La première table ronde a permis de dresser un état de la situation des trafics portuaires au travers de quelques focus.
La souveraineté est l’autonomie dans la liberté de choix de la part d’un peuple souverain. Les ports sont importants dans la résilience face aux menaces hybrides, comme les drones, mais également comme moyen de report en cas de neutralisation opérationnelle. Ce report vers un autre port est simple en Europe, mais impossible dans nos Outre-mer qui sont ultra dépendants de la mer pour leurs approvisionnements.
L’exemple du marché des céréales illustre bien les difficultés pour les ports de s’adapter aux aléas. Le marché actuel des céréales est déséquilibré avec une montée de la production agricole autour de la mer Noire, en Russie et des récoltes erratiques qui entraînent une volatilité des cours mondiaux. La France est devenue une variable d’ajustement sur ce marché imprévisible en fonction de la disponibilité des navires. Depuis 2020, le marché algérien s’est progressivement fermé aux blés français, qui doivent se rabattre sur le Maroc, la Tunisie et surtout l’Égypte. Alors que la consommation annuelle de céréales et d’oléagineux stagne au niveau mondial, la production bat des records. Cela entraîne une concentration dans les ports, car il y a une surcapacité logistique en France.
Pour le gaz, le marché est en surcapacité en raison d’une baisse de la consommation.
Pour les gestionnaires des cinq terminaux métropolitains, l’enjeu est de transformer les installations actuelles en « hubs multi-molécules » pour répondre aux défis de la décarbonation. Elengy a plusieurs projets de captures du CO2, de transformation d’un oléoduc en gazoduc pour du CO2 liquéfié à l’export, soutage de nouveaux produits etc. Cela nécessite des actifs lourds et longs à mettre en place.
Pour les chargeurs, les trois points importants sont la création de « corridors verts », la digitalisation complète de la chaîne logistique, et le coût de passage portuaire tolérable. Les compagnies maritimes investissent fortement dans toute la chaîne logistique, en rachetant notamment des terminaux portuaires, qui ont une importance stratégique. La surcapacité augmentant, les taux de fret devraient chuter.

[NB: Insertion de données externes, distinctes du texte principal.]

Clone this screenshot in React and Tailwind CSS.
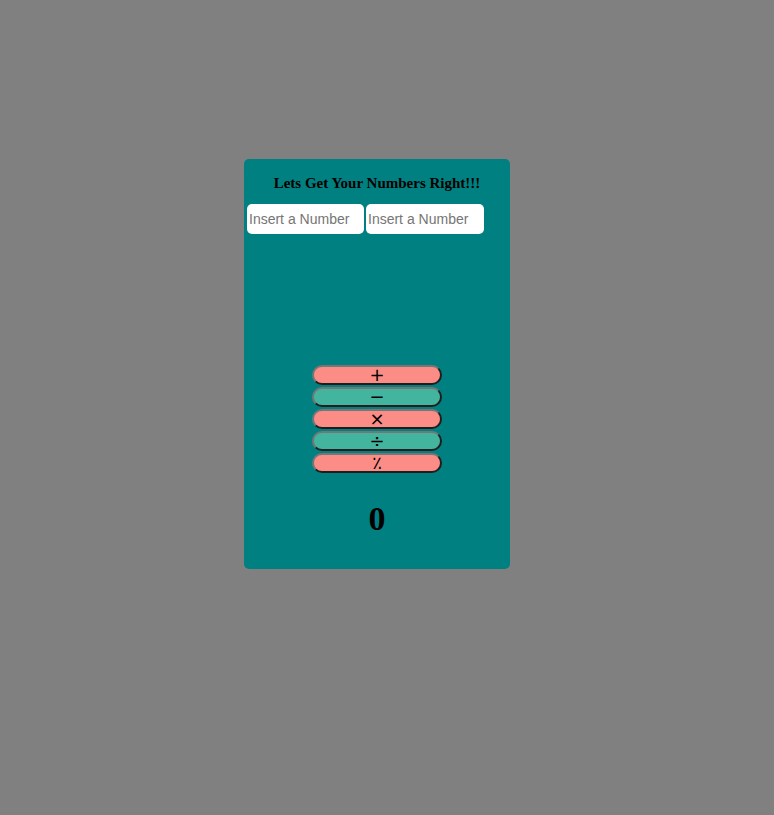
import React, { useState } from "react";

const ops = [
  { sym: "+", key: "add", bg: "bg-[#fc8d86]" },
  { sym: "−", key: "sub", bg: "bg-[#43b59e]" },
  { sym: "×", key: "mul", bg: "bg-[#fc8d86]" },
  { sym: "÷", key: "div", bg: "bg-[#43b59e]" },
  { sym: "٪", key: "mod", bg: "bg-[#fc8d86]" },
];

const App = () => {
  const [a, setA] = useState("");
  const [b, setB] = useState("");
  const [result, setResult] = useState(0);

  const calc = (k) => {
    const x = Number(a) || 0;
    const y = Number(b) || 0;
    if (k === "add") setResult(x + y);
    else if (k === "sub") setResult(x - y);
    else if (k === "mul") setResult(x * y);
    else if (k === "div") setResult(y ? x / y : 0);
    else setResult(y ? x % y : 0);
  };

  return (
    <div className="min-h-[815px] bg-[#808080] pt-[159px] pl-[244px]">
      <div className="w-[266px] h-[410px] rounded-[5px] bg-[#008080] flex flex-col items-center">
        <h1 className="pt-[15px] text-[15px] leading-[18px] font-bold text-black font-['Liberation_Serif',serif]">
          Lets Get Your Numbers Right!!!
        </h1>
        <div className="self-start flex gap-[2px] pl-[3px] mt-[12px]">
          <input
            value={a}
            onChange={(e) => setA(e.target.value)}
            placeholder="Insert a Number"
            className="w-[117px] h-[30px] rounded-[5px] bg-white px-[2px] text-[14px] text-black placeholder:text-[#757575] outline-none font-['Liberation_Sans',Arial,sans-serif]"
          />
          <input
            value={b}
            onChange={(e) => setB(e.target.value)}
            placeholder="Insert a Number"
            className="w-[118px] h-[30px] rounded-[5px] bg-white px-[2px] text-[14px] text-black placeholder:text-[#757575] outline-none font-['Liberation_Sans',Arial,sans-serif]"
          />
        </div>
        <div className="mt-[131px] flex flex-col gap-[2px]">
          {ops.map((op) => (
            <button
              key={op.key}
              onClick={() => calc(op.key)}
              className={`w-[130px] h-[20px] rounded-full ${op.bg} border-2 border-t-[#767676] border-l-[#767676] border-r-[#1e1e1e] border-b-[#1e1e1e] flex items-center justify-center text-[18px] leading-none text-black font-normal font-['DejaVu_Sans',sans-serif]`}
            >
              {op.sym}
            </button>
          ))}
        </div>
        <div className="mt-[26px] text-[34px] leading-[40px] font-bold text-black font-['Liberation_Serif',serif]">
          {result}
        </div>
      </div>
    </div>
  );
};

export default App;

40% du fret français passe par des ports étrangers. L’objectif des chargeurs est de récupérer 20% à Anvers. Anvers bénéficie d’un écosystème local adapté, en particulier d’entrepôts logistiques performants. Les problèmes de la France sont la desserte ferroviaire et le climat social. Bref, rien de nouveau depuis cinquante ans. Il en va de la compétitivité de nos exportateurs.
Les intervenants de cette table ronde considèrent qu’il faut changer la méthode pour mesurer la performance d’un port. Abandonner l’indice de la tonne manutentionnée pour une indication de la valeur commerciale des trafics portuaires : bonne idée ? Ou vouloir changer de thermomètre quand on n’accepte pas le réel, en voulant d’un coup de baguette magique résoudre la problématique.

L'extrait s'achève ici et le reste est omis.